El director Lech Kowalski, cuya filmografía se compone única
y exclusivamente de documentales, se hizo amigo de una serie de yonkies para,
una vez ganada su confianza, poder meterse con su cámara de 16 mm en lo mas
profundo de los bajos fondos neoyorkinos. Así, entre entrevistas a adictos y
traficantes, visitas a narcosalas y reconstrucciones en ficción de algunos de
los hechos que Spaceley le explica, podemos hacernos una idea del infierno que
supone ser un adicto a las drogas duras. Infierno, que por otro lado, y bajo mi
opinión, se han buscado ellos solitos.
Yonkis inyectándose, Spaceley pasando el mono, transacciones
de droga y trapicheos se imponen en un documental del todo sensacionalista y
cercano al “mondo” italiano, que tras su visionado, deja al espectador con muy
mal cuerpo.
El formato elegido le da un tono sórdido a la película,
pero ya lejos de texturas o del grano de celuloide, es que los lugares donde
filma Kowalski son lo más asqueroso visto en una pantalla, amén de los
individuos que pululan a lo largo del metraje, o esos primeros planos de gente
picándose.
Mención especial para algunos momentos en relación al
protagonista.
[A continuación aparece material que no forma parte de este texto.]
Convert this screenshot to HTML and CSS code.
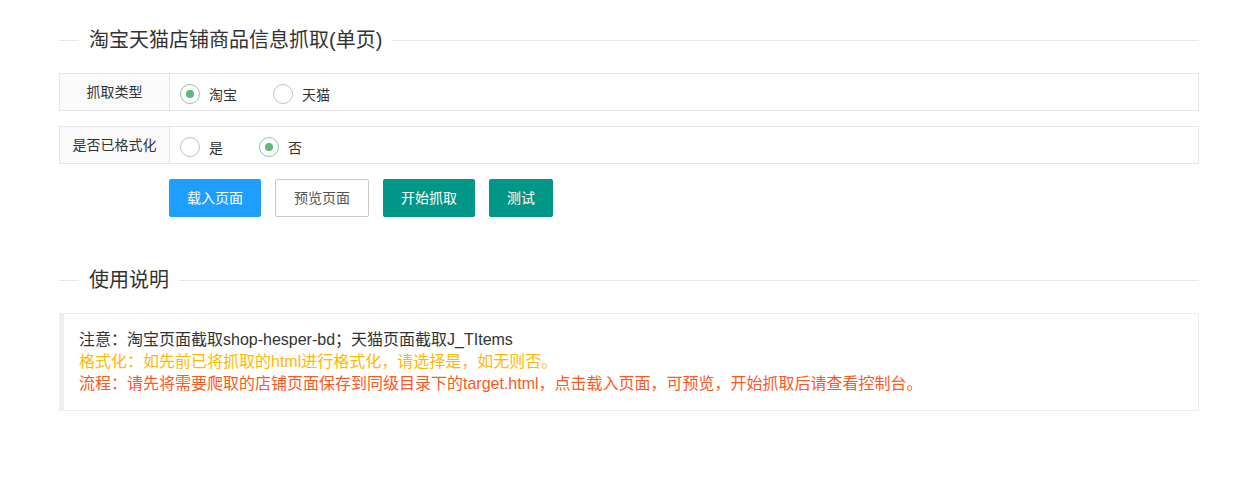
FILE: index.html
```html
<!DOCTYPE html>
<html lang="zh-CN">
<head>
<meta charset="utf-8">
<title>淘宝天猫店铺商品信息抓取(单页)</title>
<link rel="stylesheet" href="styles.css">
</head>
<body>
<div class="page">
  <div class="field-title"><span class="legend">淘宝天猫店铺商品信息抓取(单页)</span></div>
  <form class="form">
    <div class="form-item">
      <div class="form-label">抓取类型</div>
      <div class="form-block">
        <span class="radio checked"><i class="radio-icon"></i>淘宝</span>
        <span class="radio"><i class="radio-icon"></i>天猫</span>
      </div>
    </div>
    <div class="form-item">
      <div class="form-label">是否已格式化</div>
      <div class="form-block">
        <span class="radio"><i class="radio-icon"></i>是</span>
        <span class="radio checked"><i class="radio-icon"></i>否</span>
      </div>
    </div>
    <div class="btn-row">
      <button type="button" class="btn btn-normal">载入页面</button>
      <button type="button" class="btn btn-primary">预览页面</button>
      <button type="button" class="btn">开始抓取</button>
      <button type="button" class="btn">测试</button>
    </div>
  </form>
  <div class="field-title second"><span class="legend">使用说明</span></div>
  <div class="quote">
    <p class="line">注意：淘宝页面截取shop-hesper-bd；天猫页面截取J_TItems</p>
    <p class="line orange">格式化：如先前已将抓取的html进行格式化，请选择是，如无则否。</p>
    <p class="line red">流程：请先将需要爬取的店铺页面保存到同级目录下的target.html，点击载入页面，可预览，开始抓取后请查看控制台。</p>
  </div>
</div>
</body>
</html>
```

FILE: styles.css
```css
html, body {
  margin: 0;
  padding: 0;
  background: #fff;
}

body {
  font-family: "Liberation Sans", "Noto Sans CJK SC", sans-serif;
  color: #333;
  font-size: 14px;
}

.page {
  margin-left: 59px;
  width: 1140px;
  padding-top: 28px;
}

.field-title {
  display: flex;
  align-items: center;
  height: 24px;
  line-height: 24px;
  font-size: 20px;
  color: #333;
}

.field-title::before {
  content: "";
  width: 20px;
  height: 1px;
  background: #e6e6e6;
}

.field-title::after {
  content: "";
  flex: 1;
  height: 1px;
  background: #e6e6e6;
}

.legend {
  padding: 0 10px;
}

.form {
  margin: 21px 0 0;
}

.form-item {
  display: flex;
  height: 38px;
  box-sizing: border-box;
  border: 1px solid #e6e6e6;
  margin-bottom: 15px;
}

.form-label {
  width: 110px;
  box-sizing: border-box;
  border-right: 1px solid #e6e6e6;
  background: #fafafa;
  text-align: center;
  line-height: 36px;
  font-size: 14px;
  color: #333;
}

.form-block {
  display: flex;
  align-items: center;
  padding: 4px 0 0 10px;
  box-sizing: border-box;
}

.radio {
  display: flex;
  align-items: center;
  margin-right: 36px;
  font-size: 14px;
  color: #333;
}

.radio-icon {
  position: relative;
  width: 20px;
  height: 20px;
  box-sizing: border-box;
  border: 1px solid #c2c2c2;
  border-radius: 50%;
  margin-right: 9px;
}

.radio.checked .radio-icon {
  border-color: #8cc9a0;
}

.radio.checked .radio-icon::after {
  content: "";
  position: absolute;
  left: 5px;
  top: 5px;
  width: 8px;
  height: 8px;
  border-radius: 50%;
  background: #5fb878;
}

.btn-row {
  display: flex;
  gap: 14px;
  padding-left: 110px;
}

.btn {
  height: 38px;
  line-height: 38px;
  padding: 0 18px;
  border: none;
  border-radius: 2px;
  background: #009688;
  color: #fff;
  font-family: inherit;
  font-size: 14px;
  margin: 0;
  cursor: pointer;
}

.btn-normal {
  background: #1e9fff;
}

.btn-primary {
  background: #fff;
  color: #555;
  border: 1px solid #c9c9c9;
  line-height: 36px;
}

.field-title.second {
  margin-top: 51px;
}

.quote {
  margin-top: 21px;
  border: 1px solid #eee;
  border-left: 5px solid #eee;
  padding: 15px;
  font-size: 16px;
  line-height: 22px;
}

.line {
  margin: 0;
  color: #333;
  white-space: nowrap;
}

.line.orange {
  color: #ffb800;
}

.line.red {
  color: #ff5722;
}
```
En una escena en la que, tras días de andar por ahí tirado,
picándose y demás, decide asearse un poco, sus venas están ya tan agujereadas que en un plano en que está peinándose, la cámara se mueve un poco para
mostrarnos unas gotas de sangre en el brazo con el que se atusa el pelo cuyas heridas, ya tan maltrechas, no se
curan jamás.
Turbador resulta también el plano en el que el yonki limpia sus botas manchadas con su propia sangre.
Un documento tan aterrador como atrayente, al que además
tenemos que añadir el valor de incluir algunas escenas de ficción, como aquella en que un camello asesina a otro tras un
problema territorial.
Muy recomendable… siempre y cuando dispongas de un estómago de
acero y no tengas la sensibilidad a flor de piel.